Frequently Asked Questions [2026 Edition]
1) How Much Screen Time Is Too Much For Kids?
It depends less on the number and more on the impact. If your child sleeps well, stays active, manages emotions, and still enjoys offline life, your routine is probably working. If screens replace sleep, movement, or relationships, start by improving content quality and structure before chasing strict minute limits.
2) Are Educational Apps With Ads Ever Okay?
For older kids, sometimes, if the ads are minimal, non-manipulative, and the app is genuinely valuable. For younger kids, ad-free is the safer default because ads interrupt learning and can train impulsive clicking. If you’re unsure, choose the option that protects attention.
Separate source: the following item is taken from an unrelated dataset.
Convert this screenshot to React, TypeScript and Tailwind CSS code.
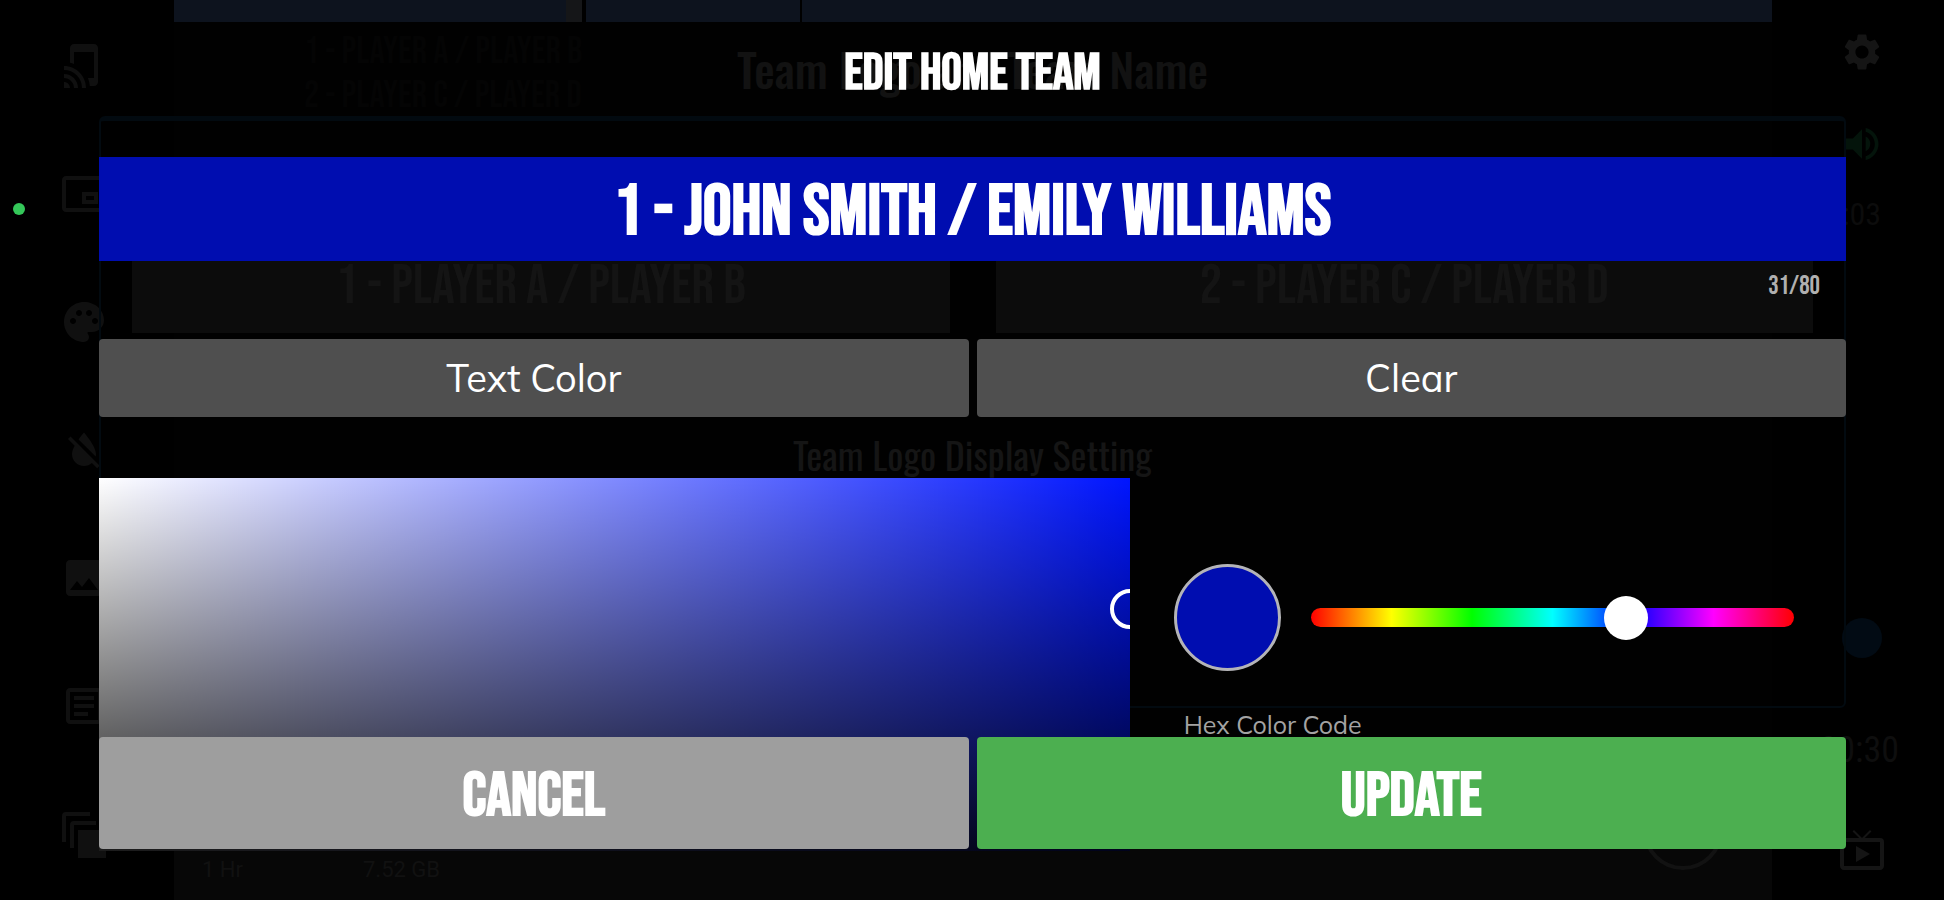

3) What Makes A Game Truly Educational (Not Just “Cute”)?
A truly educational game has a clear skill goal, requires active responses, provides feedback, and shows progress over time. If your child can “play” without thinking, the learning is probably thin. If your child improves in a measurable way, that’s the sign you want.
4) How Can I Make Parental Controls Work Without Creating Constant Fights?
Use controls to support routines, not to punish. Be transparent, keep rules predictable, and explain the purpose: sleep protection, safer browsing, fewer distractions. When kids know what to expect, they argue less.
5) Is AI Tutoring Safe For Kids?
It can be helpful when it supports practice and feedback, and when parents can understand what it’s doing. Be cautious with tools that collect excessive data, feel opaque, or replace real conversations. The safest approach is to treat AI as a support tool, not the “teacher.”
Final Thoughts: Raise A Builder, Not A Scroller
You don’t have to win every screen-time debate to raise a digitally healthy child. You only need a clear home standard and a system you can repeat. When you choose active learning, protect privacy by default, prioritize ad-free experiences for younger kids, and build sustainable routines, your child learns something bigger than any app lesson: technology is a tool, not a trap.
That’s the real goal of Safe and Smart EdTech for Kids in 2026—raising a learner who can focus, create, and make good choices in a world built to distract.